Parker and Kristy post a blog on parkermclachlin.com that tries to take fans "inside and outside the ropes" and, apparently, make them hungry. The couple searches out "exotic" and "hole-in-the-wall" local eating establishments. Some of their best finds last year were in Moline, Ill. — especially Whitey's Ice Cream, famous for shakes so thick they can be turned upside down with nothing spilling out — and Playa del Carmen, Mexico, where they ate shrimp tacos, guacamole, and arrachera (flank steak) all week, followed by cribbage games at sunset.
The McLachlins often spend off-the-course time with Matt and Sybi Kuchar and golfers they came up with from the Nationwide Tour. Movies and sporting events — this year they hope to watch brother Spencer and his Stanford volleyball team play — are a favorite pastime. Some of their most memorable moments last year were watching six fireworks shows from their hotel room July 4 in Washington, D.C., sipping wine at Harriman State Park in New Jersey and watching a "Justin Timberlake And Friends" concert until 1 a.m. at the Las Vegas tour stop.
Overall, they try to make the best of what they realize is a blessed situation. Last month, they took a vacation to Italy the same week as Qualifying School, a symbolic gesture after Parker advanced from the last two Q-schools. This week on Maui, they tried to set aside the last four days for each other before the "grind" of another season begins.
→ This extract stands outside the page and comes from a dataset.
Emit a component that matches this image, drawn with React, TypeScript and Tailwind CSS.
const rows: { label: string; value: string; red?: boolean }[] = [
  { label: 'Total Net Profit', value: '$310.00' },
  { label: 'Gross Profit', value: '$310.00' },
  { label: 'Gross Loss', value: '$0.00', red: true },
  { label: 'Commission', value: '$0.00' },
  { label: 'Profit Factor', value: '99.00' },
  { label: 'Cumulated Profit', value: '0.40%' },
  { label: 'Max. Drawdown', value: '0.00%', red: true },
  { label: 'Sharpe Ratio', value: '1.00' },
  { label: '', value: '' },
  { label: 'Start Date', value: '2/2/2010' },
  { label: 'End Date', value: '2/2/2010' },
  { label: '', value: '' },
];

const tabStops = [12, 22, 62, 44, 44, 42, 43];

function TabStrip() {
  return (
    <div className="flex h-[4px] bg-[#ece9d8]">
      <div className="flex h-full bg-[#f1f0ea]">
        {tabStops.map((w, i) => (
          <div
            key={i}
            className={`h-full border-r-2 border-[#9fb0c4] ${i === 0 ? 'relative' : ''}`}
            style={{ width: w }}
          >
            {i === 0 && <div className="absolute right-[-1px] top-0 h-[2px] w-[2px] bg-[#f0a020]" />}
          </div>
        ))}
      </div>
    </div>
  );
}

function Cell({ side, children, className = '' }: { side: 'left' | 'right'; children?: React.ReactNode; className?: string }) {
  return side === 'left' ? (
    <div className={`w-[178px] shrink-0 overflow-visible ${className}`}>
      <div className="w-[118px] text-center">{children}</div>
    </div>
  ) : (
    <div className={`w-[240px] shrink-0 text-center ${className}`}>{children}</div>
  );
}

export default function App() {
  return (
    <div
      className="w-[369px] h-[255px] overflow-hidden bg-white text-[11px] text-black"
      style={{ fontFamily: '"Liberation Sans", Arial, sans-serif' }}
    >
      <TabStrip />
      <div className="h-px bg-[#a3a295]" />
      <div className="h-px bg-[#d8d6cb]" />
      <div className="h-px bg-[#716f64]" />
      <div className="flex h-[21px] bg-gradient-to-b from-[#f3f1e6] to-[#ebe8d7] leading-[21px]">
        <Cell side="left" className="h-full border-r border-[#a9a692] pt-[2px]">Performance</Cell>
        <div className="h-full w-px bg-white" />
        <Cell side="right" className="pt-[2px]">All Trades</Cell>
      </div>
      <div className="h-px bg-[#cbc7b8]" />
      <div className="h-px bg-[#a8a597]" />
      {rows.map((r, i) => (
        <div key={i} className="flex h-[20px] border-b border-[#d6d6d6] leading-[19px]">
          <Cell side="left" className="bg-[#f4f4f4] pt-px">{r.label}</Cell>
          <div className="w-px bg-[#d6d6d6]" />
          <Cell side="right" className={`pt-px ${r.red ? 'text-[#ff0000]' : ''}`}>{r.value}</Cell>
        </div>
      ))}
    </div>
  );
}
"I'm looking forward to Mercedes," Parker said. "I'm not sure what to expect with only 30-something guys there. I'm used to having 140 guys. I think that will be interesting. It probably won't feel like a normal tour event, maybe a little more relaxed and intimate.
"I'm thinking of it as a great opportunity on a golf course I've played a lot of times. I'm hoping to impart some of that local knowledge. It's a great opportunity to finish top five and win. The odds go up a lot with 30-something guys. To me, it will be a sweet opportunity to try and notch my second victory."